BEGIN Data shown

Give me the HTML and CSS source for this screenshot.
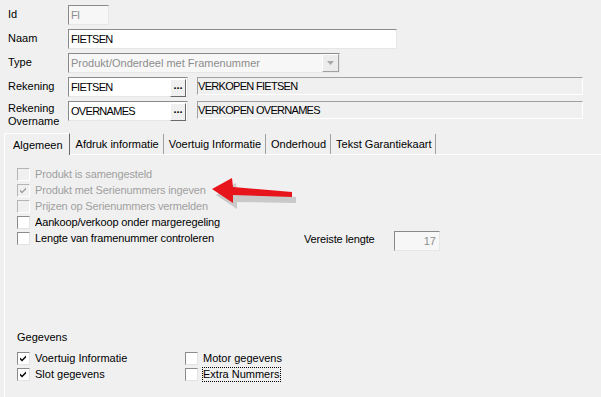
FILE: index.html
```html
<!DOCTYPE html>
<html lang="nl">
<head>
    <meta charset="UTF-8">
    <title>Artikelgroep</title>
    <link rel="stylesheet" href="styles.css">
</head>
<body>
    <div class="form">
        <div class="row">
            <div class="lbl">Id</div>
            <div class="field id-field disabled"><span class="caps">FI</span></div>
        </div>
        <div class="row">
            <div class="lbl">Naam</div>
            <div class="field naam-field"><span class="caps">FIETSEN</span></div>
        </div>
        <div class="row">
            <div class="lbl">Type</div>
            <div class="field type-field disabled">
                <span class="grow">Produkt/Onderdeel met Framenummer</span>
                <span class="drop"><svg width="7" height="4" viewBox="0 0 7 4"><path d="M0 0h7L3.5 4z" fill="#a8a8a8"/></svg></span>
            </div>
        </div>
        <div class="row">
            <div class="lbl">Rekening</div>
            <div class="field code-field">
                <span class="grow caps">FIETSEN</span>
                <span class="dots">...</span>
            </div>
            <div class="static caps">VERKOPEN FIETSEN</div>
        </div>
        <div class="row">
            <div class="lbl two">Rekening<br>Overname</div>
            <div class="field code-field">
                <span class="grow caps">OVERNAMES</span>
                <span class="dots">...</span>
            </div>
            <div class="static caps">VERKOPEN OVERNAMES</div>
        </div>
    </div>

    <div class="tabs">
        <div class="tab active">Algemeen</div>
        <div class="tab">Afdruk informatie</div>
        <div class="tab">Voertuig Informatie</div>
        <div class="tab">Onderhoud</div>
        <div class="tab">Tekst Garantiekaart</div>
    </div>

    <div class="panel">
        <div class="checks">
            <div class="check off"><span class="box"></span>Produkt is samengesteld</div>
            <div class="check off"><span class="box"><svg width="9" height="9" viewBox="0 0 9 9"><path d="M1 3.5l2 2 4-4v2l-4 4-2-2z" fill="#a0a0a0"/></svg></span>Produkt met Serienummers ingeven</div>
            <div class="check off"><span class="box"></span>Prijzen op Serienummers vermelden</div>
            <div class="check"><span class="box"></span>Aankoop/verkoop onder margeregeling</div>
            <div class="lengte-row">
                <div class="check wide"><span class="box"></span>Lengte van framenummer controleren</div>
                <div class="lengte-lbl">Vereiste lengte</div>
                <div class="field lengte-field disabled">17</div>
            </div>
        </div>

        <div class="gegevens">Gegevens</div>
        <div class="geg-grid">
            <div class="check"><span class="box"><svg width="9" height="9" viewBox="0 0 9 9"><path d="M1 3.5l2 2 4-4v2l-4 4-2-2z" fill="#000"/></svg></span>Voertuig Informatie</div>
            <div class="check"><span class="box"></span>Motor gegevens</div>
            <div class="check"><span class="box"><svg width="9" height="9" viewBox="0 0 9 9"><path d="M1 3.5l2 2 4-4v2l-4 4-2-2z" fill="#000"/></svg></span>Slot gegevens</div>
            <div class="check"><span class="box"></span><span class="focus">Extra Nummers</span></div>
        </div>
    </div>

    <svg class="arrow" width="100" height="36" viewBox="0 0 100 36">
        <path d="M10 16 L30 4 L31 14 L90 18 L90 24 L31 23 L31 30 Z" fill="#9a9a9a" opacity="0.45" transform="translate(2 3)"/>
        <path d="M8 13 L28 2 L29 11 L88 16 L88 21 L29 19 L29 27 Z" fill="#e8141b"/>
    </svg>
</body>
</html>
```

FILE: styles.css
```css
body {
    margin: 0;
    background: #f0f0f0;
    font-family: "Liberation Sans", Arial, sans-serif;
    font-size: 11px;
    color: #000;
    position: relative;
    height: 397px;
    overflow: hidden;
}
.form {
    padding: 5px 0 0 8px;
    display: flex;
    flex-direction: column;
    gap: 4px;
}
.row {
    display: flex;
    align-items: flex-start;
    height: 20px;
}
.lbl {
    width: 60px;
    padding-top: 3px;
    line-height: 13px;
}
.lbl.two {
    padding-top: 1px;
}
.caps {
    letter-spacing: -0.7px;
}
.field {
    box-sizing: border-box;
    height: 20px;
    background: #fff;
    border: 1px solid;
    border-color: #8a8a8a #e6e6e6 #e6e6e6 #8a8a8a;
    display: flex;
    align-items: center;
    padding-left: 2px;
    line-height: 13px;
}
.field.disabled {
    color: #8d8d8d;
    background: #f7f7f7;
}
.id-field { width: 41px; }
.naam-field { width: 329px; }
.type-field { width: 272px; }
.code-field { width: 120px; }
.grow { flex: 1; }
.drop {
    box-sizing: border-box;
    width: 17px;
    height: 18px;
    border: 1px solid;
    border-color: #fff #a0a0a0 #a0a0a0 #fff;
    background: #ececec;
    display: flex;
    align-items: center;
    justify-content: center;
}
.dots {
    box-sizing: border-box;
    width: 16px;
    height: 18px;
    margin-right: 1px;
    margin-top: 1px;
    border: 1px solid;
    border-color: #fff #696969 #696969 #fff;
    background: #f0f0f0;
    font-weight: bold;
    text-align: center;
    line-height: 11px;
    letter-spacing: 0;
}
.static {
    box-sizing: border-box;
    margin-left: 9px;
    width: 386px;
    height: 18px;
    border: 1px solid;
    border-color: #a0a0a0 #fff #fff #a0a0a0;
    padding-top: 2px;
    line-height: 13px;
}
.tabs {
    display: flex;
    margin: 11px 0 0 4px;
    height: 22px;
    align-items: flex-end;
}
.tab {
    box-sizing: border-box;
    height: 20px;
    padding: 4px 4px 0 5px;
    border-right: 1px solid #a0a0a0;
    line-height: 13px;
}
.tab.active {
    position: relative;
    z-index: 1;
    height: 22px;
    margin-bottom: -1px;
    margin-right: 1px;
    padding: 5px 6px 0 8px;
    border-top: 1px solid #fff;
    border-left: 1px solid #fff;
    border-right: 1px solid #696969;
    background: #f0f0f0;
}
.panel {
    box-sizing: border-box;
    margin-left: 4px;
    border-top: 1px solid #fff;
    border-left: 1px solid #fff;
    height: 244px;
    padding: 11px 0 0 12px;
}
.checks {
    display: flex;
    flex-direction: column;
    letter-spacing: -0.15px;
}
.check {
    display: flex;
    align-items: center;
    height: 16px;
    line-height: 13px;
}
.check.off {
    color: #a0a0a0;
}
.box {
    box-sizing: border-box;
    width: 13px;
    height: 13px;
    margin-right: 5px;
    background: #fff;
    border: 1px solid;
    border-color: #8a8a8a #e4e4e4 #e4e4e4 #8a8a8a;
    display: flex;
    align-items: center;
    justify-content: center;
}
.check.off .box {
    background: #f0f0f0;
    border-color: #b5b5b5 #fff #fff #b5b5b5;
}
.lengte-row {
    display: flex;
    align-items: center;
    height: 16px;
}
.check.wide {
    width: 287px;
}
.lengte-lbl {
    width: 90px;
    margin-top: 2px;
}
.lengte-field {
    width: 46px;
    justify-content: flex-end;
    padding-right: 3px;
    margin-top: 6px;
    letter-spacing: 0;
}
.gegevens {
    margin-top: 85px;
    height: 16px;
    line-height: 13px;
}
.geg-grid {
    margin-top: 3px;
    display: grid;
    grid-template-columns: 168px auto;
}
.focus {
    outline: 1px dotted #000;
    padding: 0 1px 0 0;
}
.arrow {
    position: absolute;
    left: 204px;
    top: 176px;
}
```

END Data shown

● Task: Copy the data exactly. Any picture it contains is to be omitted.

● Output:
Give me the HTML and CSS source for this screenshot.
FILE: index.html
```html
<!DOCTYPE html>
<html lang="nl">
<head>
    <meta charset="UTF-8">
    <title>Artikelgroep</title>
    <link rel="stylesheet" href="styles.css">
</head>
<body>
    <div class="form">
        <div class="row">
            <div class="lbl">Id</div>
            <div class="field id-field disabled"><span class="caps">FI</span></div>
        </div>
        <div class="row">
            <div class="lbl">Naam</div>
            <div class="field naam-field"><span class="caps">FIETSEN</span></div>
        </div>
        <div class="row">
            <div class="lbl">Type</div>
            <div class="field type-field disabled">
                <span class="grow">Produkt/Onderdeel met Framenummer</span>
                <span class="drop"><svg width="7" height="4" viewBox="0 0 7 4"><path d="M0 0h7L3.5 4z" fill="#a8a8a8"/></svg></span>
            </div>
        </div>
        <div class="row">
            <div class="lbl">Rekening</div>
            <div class="field code-field">
                <span class="grow caps">FIETSEN</span>
                <span class="dots">...</span>
            </div>
            <div class="static caps">VERKOPEN FIETSEN</div>
        </div>
        <div class="row">
            <div class="lbl two">Rekening<br>Overname</div>
            <div class="field code-field">
                <span class="grow caps">OVERNAMES</span>
                <span class="dots">...</span>
            </div>
            <div class="static caps">VERKOPEN OVERNAMES</div>
        </div>
    </div>

    <div class="tabs">
        <div class="tab active">Algemeen</div>
        <div class="tab">Afdruk informatie</div>
        <div class="tab">Voertuig Informatie</div>
        <div class="tab">Onderhoud</div>
        <div class="tab">Tekst Garantiekaart</div>
    </div>

    <div class="panel">
        <div class="checks">
            <div class="check off"><span class="box"></span>Produkt is samengesteld</div>
            <div class="check off"><span class="box"><svg width="9" height="9" viewBox="0 0 9 9"><path d="M1 3.5l2 2 4-4v2l-4 4-2-2z" fill="#a0a0a0"/></svg></span>Produkt met Serienummers ingeven</div>
            <div class="check off"><span class="box"></span>Prijzen op Serienummers vermelden</div>
            <div class="check"><span class="box"></span>Aankoop/verkoop onder margeregeling</div>
            <div class="lengte-row">
                <div class="check wide"><span class="box"></span>Lengte van framenummer controleren</div>
                <div class="lengte-lbl">Vereiste lengte</div>
                <div class="field lengte-field disabled">17</div>
            </div>
        </div>

        <div class="gegevens">Gegevens</div>
        <div class="geg-grid">
            <div class="check"><span class="box"><svg width="9" height="9" viewBox="0 0 9 9"><path d="M1 3.5l2 2 4-4v2l-4 4-2-2z" fill="#000"/></svg></span>Voertuig Informatie</div>
            <div class="check"><span class="box"></span>Motor gegevens</div>
            <div class="check"><span class="box"><svg width="9" height="9" viewBox="0 0 9 9"><path d="M1 3.5l2 2 4-4v2l-4 4-2-2z" fill="#000"/></svg></span>Slot gegevens</div>
            <div class="check"><span class="box"></span><span class="focus">Extra Nummers</span></div>
        </div>
    </div>

    <svg class="arrow" width="100" height="36" viewBox="0 0 100 36">
        <path d="M10 16 L30 4 L31 14 L90 18 L90 24 L31 23 L31 30 Z" fill="#9a9a9a" opacity="0.45" transform="translate(2 3)"/>
        <path d="M8 13 L28 2 L29 11 L88 16 L88 21 L29 19 L29 27 Z" fill="#e8141b"/>
    </svg>
</body>
</html>
```

FILE: styles.css
```css
body {
    margin: 0;
    background: #f0f0f0;
    font-family: "Liberation Sans", Arial, sans-serif;
    font-size: 11px;
    color: #000;
    position: relative;
    height: 397px;
    overflow: hidden;
}
.form {
    padding: 5px 0 0 8px;
    display: flex;
    flex-direction: column;
    gap: 4px;
}
.row {
    display: flex;
    align-items: flex-start;
    height: 20px;
}
.lbl {
    width: 60px;
    padding-top: 3px;
    line-height: 13px;
}
.lbl.two {
    padding-top: 1px;
}
.caps {
    letter-spacing: -0.7px;
}
.field {
    box-sizing: border-box;
    height: 20px;
    background: #fff;
    border: 1px solid;
    border-color: #8a8a8a #e6e6e6 #e6e6e6 #8a8a8a;
    display: flex;
    align-items: center;
    padding-left: 2px;
    line-height: 13px;
}
.field.disabled {
    color: #8d8d8d;
    background: #f7f7f7;
}
.id-field { width: 41px; }
.naam-field { width: 329px; }
.type-field { width: 272px; }
.code-field { width: 120px; }
.grow { flex: 1; }
.drop {
    box-sizing: border-box;
    width: 17px;
    height: 18px;
    border: 1px solid;
    border-color: #fff #a0a0a0 #a0a0a0 #fff;
    background: #ececec;
    display: flex;
    align-items: center;
    justify-content: center;
}
.dots {
    box-sizing: border-box;
    width: 16px;
    height: 18px;
    margin-right: 1px;
    margin-top: 1px;
    border: 1px solid;
    border-color: #fff #696969 #696969 #fff;
    background: #f0f0f0;
    font-weight: bold;
    text-align: center;
    line-height: 11px;
    letter-spacing: 0;
}
.static {
    box-sizing: border-box;
    margin-left: 9px;
    width: 386px;
    height: 18px;
    border: 1px solid;
    border-color: #a0a0a0 #fff #fff #a0a0a0;
    padding-top: 2px;
    line-height: 13px;
}
.tabs {
    display: flex;
    margin: 11px 0 0 4px;
    height: 22px;
    align-items: flex-end;
}
.tab {
    box-sizing: border-box;
    height: 20px;
    padding: 4px 4px 0 5px;
    border-right: 1px solid #a0a0a0;
    line-height: 13px;
}
.tab.active {
    position: relative;
    z-index: 1;
    height: 22px;
    margin-bottom: -1px;
    margin-right: 1px;
    padding: 5px 6px 0 8px;
    border-top: 1px solid #fff;
    border-left: 1px solid #fff;
    border-right: 1px solid #696969;
    background: #f0f0f0;
}
.panel {
    box-sizing: border-box;
    margin-left: 4px;
    border-top: 1px solid #fff;
    border-left: 1px solid #fff;
    height: 244px;
    padding: 11px 0 0 12px;
}
.checks {
    display: flex;
    flex-direction: column;
    letter-spacing: -0.15px;
}
.check {
    display: flex;
    align-items: center;
    height: 16px;
    line-height: 13px;
}
.check.off {
    color: #a0a0a0;
}
.box {
    box-sizing: border-box;
    width: 13px;
    height: 13px;
    margin-right: 5px;
    background: #fff;
    border: 1px solid;
    border-color: #8a8a8a #e4e4e4 #e4e4e4 #8a8a8a;
    display: flex;
    align-items: center;
    justify-content: center;
}
.check.off .box {
    background: #f0f0f0;
    border-color: #b5b5b5 #fff #fff #b5b5b5;
}
.lengte-row {
    display: flex;
    align-items: center;
    height: 16px;
}
.check.wide {
    width: 287px;
}
.lengte-lbl {
    width: 90px;
    margin-top: 2px;
}
.lengte-field {
    width: 46px;
    justify-content: flex-end;
    padding-right: 3px;
    margin-top: 6px;
    letter-spacing: 0;
}
.gegevens {
    margin-top: 85px;
    height: 16px;
    line-height: 13px;
}
.geg-grid {
    margin-top: 3px;
    display: grid;
    grid-template-columns: 168px auto;
}
.focus {
    outline: 1px dotted #000;
    padding: 0 1px 0 0;
}
.arrow {
    position: absolute;
    left: 204px;
    top: 176px;
}
```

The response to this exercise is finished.